Neural MT: hip young technology looking for a business model

September 4, 2017 Localization NLP

Hello! I am Neural M. Translation. I’m new around here. I am intelligent, witty, sometimes wildly funny, and I’m mostly reliable. My experiences so far have been mixed, but I haven’t given up on finding a business model for lifelong love.

That’s the sort of thing that came to my mind when I read the reports about DeepL Translator[1], the latest contender in the bustling neural MT space. The quality is impressive and the packaging is appealing, but is all the glittering stuff really gold? And how will the company make money with it all? Where’s the business in MT, anyway?

I don’t have an answer to any of these questions. I invite you to think together.

Update: I already finished writing this post when I found this talk (in German) by Gereon Frahling, the sparkling mind behind Linguee, from May 2017. It contains the best intro to neural networks I’ve ever heard, and sheds more light on all the thinking and speculation here. I decided not to change my text, but let you draw your own conclusions instead.

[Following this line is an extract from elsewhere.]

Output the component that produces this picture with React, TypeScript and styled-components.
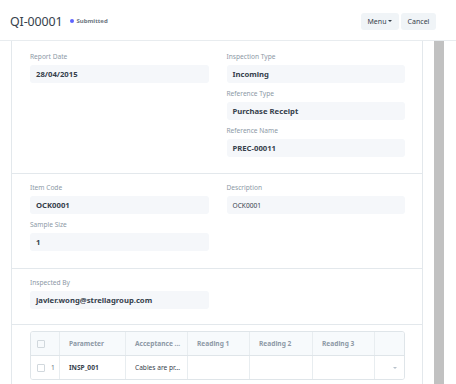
import React from "react";
import styled, { createGlobalStyle } from "styled-components";

const GlobalStyle = createGlobalStyle`
  html, body {
    margin: 0;
    padding: 0;
    background: #ffffff;
    height: 100%;
    overflow: hidden;
  }
  body {
    font-family: "Noto Sans", "Open Sans", sans-serif;
    color: #36414c;
  }
`;

const Page = styled.div`
  width: 456px;
  height: 384px;
  display: flex;
  flex-direction: column;
  overflow: hidden;
`;

const Header = styled.header`
  flex: none;
  display: flex;
  align-items: center;
  justify-content: space-between;
  padding: 2px 20px 0 10px;
  border-bottom: 1px solid #e8ecef;
  box-sizing: border-box;
  height: 41px;
`;

const TitleGroup = styled.div`
  display: flex;
  align-items: center;
  gap: 4px;
`;

const Title = styled.h1`
  margin: 0;
  font-size: 12.4px;
  font-weight: 400;
  color: #36414c;
  letter-spacing: -0.1px;
`;

const Status = styled.span`
  display: flex;
  align-items: center;
  gap: 3px;
  margin-left: 3px;
  font-size: 6px;
  font-weight: 700;
  color: #6c7680;

  &::before {
    content: "";
    width: 4px;
    height: 4px;
    border-radius: 50%;
    background: #5e64ff;
  }
`;

const Actions = styled.div`
  display: flex;
  gap: 2px;
`;

const Button = styled.button<{ $width: number }>`
  width: ${(p) => p.$width}px;
  height: 17px;
  padding: 0;
  border: none;
  border-radius: 3px;
  background: #f0f4f7;
  color: #36414c;
  font-family: inherit;
  font-size: 7px;
  display: flex;
  align-items: center;
  justify-content: center;
  gap: 2px;
`;

const Caret = styled.span`
  width: 0;
  height: 0;
  border-left: 2px solid transparent;
  border-right: 2px solid transparent;
  border-top: 2px solid #36414c;
`;

const Body = styled.div`
  flex: 1;
  display: flex;
  padding-left: 11px;
  min-height: 0;
`;

const Card = styled.div`
  width: 412px;
  box-sizing: border-box;
  border-left: 1px solid #e3e8ec;
  border-right: 1px solid #e3e8ec;
  display: flex;
  flex-direction: column;
`;

const Scrollbar = styled.div`
  width: 10px;
  margin-left: 11px;
  background: #c1c1c1;
`;

const Section = styled.section<{ $top?: number; $bottom?: number }>`
  padding: ${(p) => p.$top ?? 9}px 17px ${(p) => p.$bottom ?? 16}px 18px;
  border-bottom: 1px solid #e3e8ec;
  display: grid;
  grid-template-columns: 1fr 1fr;
  column-gap: 18px;
  align-items: start;
`;

const Column = styled.div`
  display: flex;
  flex-direction: column;
  gap: 6px;
`;

const Field = styled.div`
  display: flex;
  flex-direction: column;
  gap: 3px;
`;

const Label = styled.label`
  font-size: 6.6px;
  line-height: 10px;
  color: #8d99a6;
`;

const Value = styled.div<{ $plain?: boolean }>`
  height: 18px;
  box-sizing: border-box;
  padding: 0 6px;
  display: flex;
  align-items: center;
  border-radius: 3px;
  background: #f5f7fa;
  font-size: ${(p) => (p.$plain ? "6.6px" : "7.7px")};
  font-weight: ${(p) => (p.$plain ? 400 : 700)};
  color: #36414c;
  white-space: nowrap;
`;

const TableSection = styled.section`
  padding: 6px 17px 0 18px;
`;

const Table = styled.div`
  border: 1px solid #dfe5e9;
  border-radius: 3px;
  overflow: hidden;
`;

const Row = styled.div<{ $head?: boolean }>`
  display: grid;
  grid-template-columns: 28px 66px 62px 62px 63px 62px 1fr;
  height: 23px;
  background: ${(p) => (p.$head ? "#f7fafc" : "#ffffff")};
  border-bottom: ${(p) => (p.$head ? "1px solid #dfe5e9" : "none")};
`;

const Cell = styled.div<{ $head?: boolean; $bold?: boolean }>`
  display: flex;
  align-items: center;
  gap: 6px;
  padding: 0 9px;
  border-left: 1px solid #e8edf0;
  font-size: 6.6px;
  font-weight: ${(p) => (p.$head || p.$bold ? 700 : 400)};
  color: ${(p) => (p.$head ? "#8d99a6" : "#36414c")};
  white-space: nowrap;
  overflow: hidden;

  &:first-child {
    border-left: none;
    padding: 0 0 0 6px;
  }
`;

const Check = styled.span`
  width: 6px;
  height: 6px;
  border: 1px solid #d1d8dd;
  border-radius: 1px;
  flex: none;
`;

const RowIndex = styled.span`
  color: #6c7680;
  font-weight: 400;
`;

const RowCaret = styled.span`
  margin-left: auto;
  margin-right: -2px;
  width: 0;
  height: 0;
  border-left: 2.5px solid transparent;
  border-right: 2.5px solid transparent;
  border-top: 2.5px solid #b8c2cc;
`;

export default function App() {
  return (
    <Page>
      <GlobalStyle />
      <Header>
        <TitleGroup>
          <Title>QI-00001</Title>
          <Status>Submitted</Status>
        </TitleGroup>
        <Actions>
          <Button $width={38}>
            Menu <Caret />
          </Button>
          <Button $width={35}>Cancel</Button>
        </Actions>
      </Header>
      <Body>
        <Card>
          <Section $top={11}>
            <Column>
              <Field>
                <Label>Report Date</Label>
                <Value>28/04/2015</Value>
              </Field>
            </Column>
            <Column>
              <Field>
                <Label>Inspection Type</Label>
                <Value>Incoming</Value>
              </Field>
              <Field>
                <Label>Reference Type</Label>
                <Value>Purchase Receipt</Value>
              </Field>
              <Field>
                <Label>Reference Name</Label>
                <Value>PREC-00011</Value>
              </Field>
            </Column>
          </Section>
          <Section $bottom={17}>
            <Column>
              <Field>
                <Label>Item Code</Label>
                <Value>OCK0001</Value>
              </Field>
              <Field>
                <Label>Sample Size</Label>
                <Value>1</Value>
              </Field>
            </Column>
            <Column>
              <Field>
                <Label>Description</Label>
                <Value $plain>OCK0001</Value>
              </Field>
            </Column>
          </Section>
          <Section $bottom={15}>
            <Column>
              <Field>
                <Label>Inspected By</Label>
                <Value>javier.wong@strellagroup.com</Value>
              </Field>
            </Column>
          </Section>
          <TableSection>
            <Table>
              <Row $head>
                <Cell $head>
                  <Check />
                </Cell>
                <Cell $head>Parameter</Cell>
                <Cell $head>Acceptance ...</Cell>
                <Cell $head>Reading 1</Cell>
                <Cell $head>Reading 2</Cell>
                <Cell $head>Reading 3</Cell>
                <Cell $head />
              </Row>
              <Row>
                <Cell>
                  <Check />
                  <RowIndex>1</RowIndex>
                </Cell>
                <Cell $bold>INSP_001</Cell>
                <Cell>Cables are pr...</Cell>
                <Cell />
                <Cell />
                <Cell />
                <Cell>
                  <RowCaret />
                </Cell>
              </Row>
            </Table>
          </TableSection>
        </Card>
        <Scrollbar />
      </Body>
    </Page>
  );
}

Neural MT scanning the horizon for opportunities
Scanning the horizon for opportunities

Scratching the DeepL surface

If you’ve never heard of DeepL before, that’s normal: the company changed its name from Linguee on August 24, just a few days before launching the online translator. The website[2] doesn’t exactly flood you with information beyond the live demo, but the little that is there tells an interesting story. First up are the charts with the system’s BLEU scores:

Source: DeepL website

I’ll spare you the bickering about truncated Y axes and just show what the full diagram on the left looks like:

Source: @kvashee

This section seems to be aimed at folks who know a bit about the MT field. There are numbers (!) and references to research papers (!), but the effect is immediately destroyed because DeepL’s creators have chosen not to pubish their own work. All you get is the terse sentence, Specific details of our network architecture will not be published at this time. So while my subjective judgement confirms that the English/German translator is mighty good, I wonder why the manipulation is needed if your product really speaks for itself. Whence the insecurity?

Unfortunately, it gets worse when the text begins to boast about the datacenter in Iceland. What do these huge numbers even mean?

My petaFLOPS are bigger than your petaFLOPS

The neural in NMT refers to neural networks, an approach to solving computationally complex tasks that’s been around for decades. It involves lots and lots of floating-point calculations: adding and multiplying fractional numbers. Large-scale computations of this sort have become affordable only in the last few years, thanks to a completely different market: high-end graphics cards, aka GPUs. All those incredibly realistic-looking monsters you shoot down in video games are made up of millions of tiny triangles on the screen, and the GPU calculates the right form and color of each of them to account for shape, texture, light and shadow. It’s an amusing coincidence that these are just the sort of calculations needed to train and run neural networks, and that the massive games industry has been a driver of GPU innovation.

One TFLOPS or teraFLOPS simply means the hardware can do 1,000 billion floating-point calculations per second. 5.1 petaFLOPS equals 5,100 TFLOPS. NVIDIA’s current high-end GPU, the GTX 1080 Ti, can do 11 TFLOPS.

How would I build a 5.1 PFLOPS supercomputer? I would take lots of perfectly normal PCs and put 8 GPUs in each: that’s 88 TFLOPS per PC. To get to 5.1 PFLOPS, I’d need 58 PCs like that. One such GPU costs around €1,000, so I’d spend €464k there; plus the PCs, some other hardware to network them and the like, and the supercomputer costs between €600k and €700k.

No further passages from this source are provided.